> REQUEST
Copy every line in the records below that contains the word "component".

> RECORDED INFORMATION

(begin)

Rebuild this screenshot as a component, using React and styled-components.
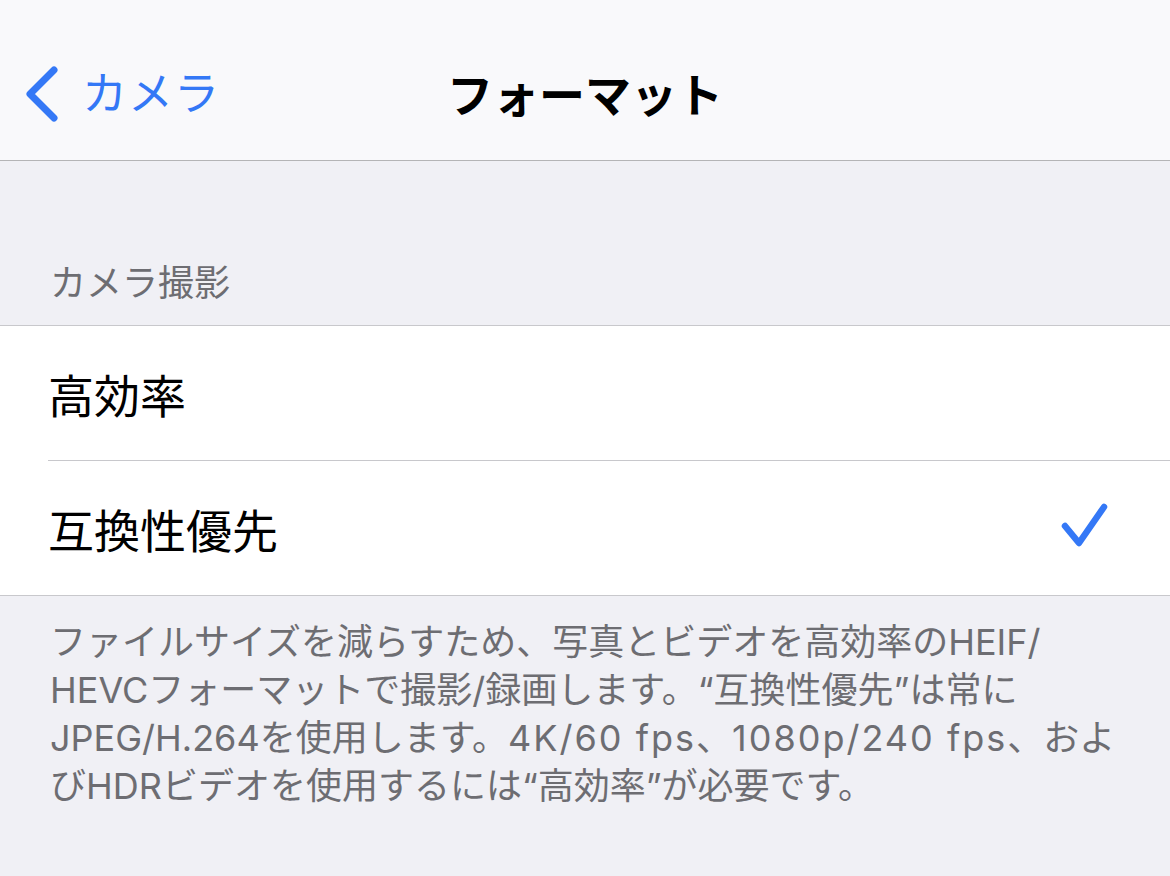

(end)
(begin)

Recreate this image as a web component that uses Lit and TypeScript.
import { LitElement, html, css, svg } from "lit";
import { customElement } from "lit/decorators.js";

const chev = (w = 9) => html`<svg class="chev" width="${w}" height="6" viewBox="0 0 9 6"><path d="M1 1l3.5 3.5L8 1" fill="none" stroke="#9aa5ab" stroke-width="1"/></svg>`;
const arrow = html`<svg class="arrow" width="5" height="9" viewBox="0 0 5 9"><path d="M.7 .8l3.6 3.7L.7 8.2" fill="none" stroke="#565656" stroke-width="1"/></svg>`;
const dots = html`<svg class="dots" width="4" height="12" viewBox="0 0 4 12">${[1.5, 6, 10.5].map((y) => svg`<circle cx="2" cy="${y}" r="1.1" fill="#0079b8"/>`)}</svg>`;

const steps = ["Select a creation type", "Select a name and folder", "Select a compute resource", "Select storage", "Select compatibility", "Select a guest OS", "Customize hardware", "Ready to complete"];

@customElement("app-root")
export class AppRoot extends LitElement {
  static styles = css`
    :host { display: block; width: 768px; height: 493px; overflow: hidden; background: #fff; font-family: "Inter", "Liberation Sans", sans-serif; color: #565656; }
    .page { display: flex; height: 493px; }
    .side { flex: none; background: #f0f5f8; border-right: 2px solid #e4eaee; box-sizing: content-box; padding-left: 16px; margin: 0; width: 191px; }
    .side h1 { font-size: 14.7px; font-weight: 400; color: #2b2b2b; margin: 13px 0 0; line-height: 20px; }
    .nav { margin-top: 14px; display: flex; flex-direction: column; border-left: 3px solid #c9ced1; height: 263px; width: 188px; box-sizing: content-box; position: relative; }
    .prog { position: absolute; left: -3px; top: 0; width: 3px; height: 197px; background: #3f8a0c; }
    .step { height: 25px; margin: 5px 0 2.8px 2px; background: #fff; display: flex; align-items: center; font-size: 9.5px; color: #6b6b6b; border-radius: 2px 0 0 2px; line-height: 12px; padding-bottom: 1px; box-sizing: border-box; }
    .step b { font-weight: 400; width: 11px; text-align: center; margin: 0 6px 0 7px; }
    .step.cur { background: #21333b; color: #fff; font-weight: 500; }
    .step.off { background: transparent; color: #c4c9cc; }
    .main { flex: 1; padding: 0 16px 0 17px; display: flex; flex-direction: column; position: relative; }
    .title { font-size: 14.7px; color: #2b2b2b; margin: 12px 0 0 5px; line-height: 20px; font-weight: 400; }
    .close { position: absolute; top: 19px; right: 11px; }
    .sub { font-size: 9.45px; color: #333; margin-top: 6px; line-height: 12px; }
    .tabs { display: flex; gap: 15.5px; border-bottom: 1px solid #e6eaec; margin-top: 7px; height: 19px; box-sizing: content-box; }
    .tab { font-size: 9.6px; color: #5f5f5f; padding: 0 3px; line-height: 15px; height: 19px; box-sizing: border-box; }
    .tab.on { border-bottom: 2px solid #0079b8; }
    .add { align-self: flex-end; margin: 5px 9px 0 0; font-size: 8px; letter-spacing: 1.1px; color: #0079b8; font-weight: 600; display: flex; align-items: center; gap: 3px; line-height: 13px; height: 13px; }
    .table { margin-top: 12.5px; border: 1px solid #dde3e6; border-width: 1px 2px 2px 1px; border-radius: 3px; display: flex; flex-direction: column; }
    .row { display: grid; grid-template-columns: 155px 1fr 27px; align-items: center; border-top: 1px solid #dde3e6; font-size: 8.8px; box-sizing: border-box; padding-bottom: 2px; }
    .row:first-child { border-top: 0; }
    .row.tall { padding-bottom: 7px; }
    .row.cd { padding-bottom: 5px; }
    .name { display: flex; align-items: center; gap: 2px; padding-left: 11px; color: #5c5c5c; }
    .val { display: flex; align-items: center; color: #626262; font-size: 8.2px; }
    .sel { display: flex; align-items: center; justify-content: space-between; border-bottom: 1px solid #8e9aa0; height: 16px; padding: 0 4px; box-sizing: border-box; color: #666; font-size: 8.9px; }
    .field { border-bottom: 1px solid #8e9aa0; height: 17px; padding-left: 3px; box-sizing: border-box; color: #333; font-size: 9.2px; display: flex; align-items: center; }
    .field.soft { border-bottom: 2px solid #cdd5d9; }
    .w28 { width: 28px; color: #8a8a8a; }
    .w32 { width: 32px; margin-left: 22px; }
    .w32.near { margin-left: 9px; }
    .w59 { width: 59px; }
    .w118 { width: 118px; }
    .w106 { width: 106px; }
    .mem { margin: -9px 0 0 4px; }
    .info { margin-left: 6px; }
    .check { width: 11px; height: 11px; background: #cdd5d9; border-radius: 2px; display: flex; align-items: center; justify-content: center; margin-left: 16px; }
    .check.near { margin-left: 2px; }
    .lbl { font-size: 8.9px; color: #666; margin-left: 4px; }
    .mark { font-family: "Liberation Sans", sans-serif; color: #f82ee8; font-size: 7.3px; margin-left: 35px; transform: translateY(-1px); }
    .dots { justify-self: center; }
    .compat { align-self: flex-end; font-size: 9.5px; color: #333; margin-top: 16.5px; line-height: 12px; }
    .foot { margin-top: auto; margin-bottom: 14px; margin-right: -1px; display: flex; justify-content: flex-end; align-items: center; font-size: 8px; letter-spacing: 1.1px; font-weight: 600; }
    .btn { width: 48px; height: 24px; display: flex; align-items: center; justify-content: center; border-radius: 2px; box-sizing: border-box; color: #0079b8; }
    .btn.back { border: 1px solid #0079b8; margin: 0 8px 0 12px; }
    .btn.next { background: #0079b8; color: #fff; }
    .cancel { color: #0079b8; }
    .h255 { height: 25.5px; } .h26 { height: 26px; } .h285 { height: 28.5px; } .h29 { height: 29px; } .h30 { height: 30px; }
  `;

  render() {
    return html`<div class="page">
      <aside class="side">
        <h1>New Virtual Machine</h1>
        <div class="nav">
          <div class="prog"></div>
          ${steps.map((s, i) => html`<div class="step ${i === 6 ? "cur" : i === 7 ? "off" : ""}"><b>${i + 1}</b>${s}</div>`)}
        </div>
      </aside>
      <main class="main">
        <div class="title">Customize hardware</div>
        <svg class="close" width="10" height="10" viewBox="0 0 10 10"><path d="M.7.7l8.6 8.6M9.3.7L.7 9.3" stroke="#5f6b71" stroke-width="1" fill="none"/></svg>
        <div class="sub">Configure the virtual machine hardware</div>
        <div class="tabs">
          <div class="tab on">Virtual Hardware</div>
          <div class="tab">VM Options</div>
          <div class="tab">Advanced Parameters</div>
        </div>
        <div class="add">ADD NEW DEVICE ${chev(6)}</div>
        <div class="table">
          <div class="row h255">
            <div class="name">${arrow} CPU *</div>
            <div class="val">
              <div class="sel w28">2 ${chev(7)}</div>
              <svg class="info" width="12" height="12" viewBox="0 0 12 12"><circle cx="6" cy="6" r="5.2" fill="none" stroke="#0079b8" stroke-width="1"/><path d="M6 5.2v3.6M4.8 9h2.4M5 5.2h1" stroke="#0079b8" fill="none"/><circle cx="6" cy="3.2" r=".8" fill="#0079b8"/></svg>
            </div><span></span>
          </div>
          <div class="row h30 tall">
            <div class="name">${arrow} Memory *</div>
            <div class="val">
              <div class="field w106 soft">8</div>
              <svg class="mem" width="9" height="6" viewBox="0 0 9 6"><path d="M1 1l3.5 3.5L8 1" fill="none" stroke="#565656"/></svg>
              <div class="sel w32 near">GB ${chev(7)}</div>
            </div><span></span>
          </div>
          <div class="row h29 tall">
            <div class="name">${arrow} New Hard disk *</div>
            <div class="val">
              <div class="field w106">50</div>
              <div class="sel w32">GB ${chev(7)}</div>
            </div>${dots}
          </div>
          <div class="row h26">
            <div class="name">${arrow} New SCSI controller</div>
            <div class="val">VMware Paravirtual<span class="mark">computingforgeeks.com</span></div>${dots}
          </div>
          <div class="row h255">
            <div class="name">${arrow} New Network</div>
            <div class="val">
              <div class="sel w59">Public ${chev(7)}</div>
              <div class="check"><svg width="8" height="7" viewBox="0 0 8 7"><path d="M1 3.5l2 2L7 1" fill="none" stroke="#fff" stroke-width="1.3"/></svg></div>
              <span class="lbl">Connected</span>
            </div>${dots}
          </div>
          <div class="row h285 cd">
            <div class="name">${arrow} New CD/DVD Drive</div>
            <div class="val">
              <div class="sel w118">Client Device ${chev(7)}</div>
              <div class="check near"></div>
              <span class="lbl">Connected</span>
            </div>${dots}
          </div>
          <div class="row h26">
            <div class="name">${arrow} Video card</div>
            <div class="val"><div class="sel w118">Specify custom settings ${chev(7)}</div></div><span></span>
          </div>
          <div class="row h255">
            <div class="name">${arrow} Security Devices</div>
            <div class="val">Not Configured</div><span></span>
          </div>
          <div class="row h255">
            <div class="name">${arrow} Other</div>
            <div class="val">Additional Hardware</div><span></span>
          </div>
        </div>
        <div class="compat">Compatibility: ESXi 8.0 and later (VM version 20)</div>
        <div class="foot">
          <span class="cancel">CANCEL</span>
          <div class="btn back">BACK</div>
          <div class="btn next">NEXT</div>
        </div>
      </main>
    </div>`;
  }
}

(end)

> THE RESULT
Rebuild this screenshot as a component, using React and styled-components.
Recreate this image as a web component that uses Lit and TypeScript.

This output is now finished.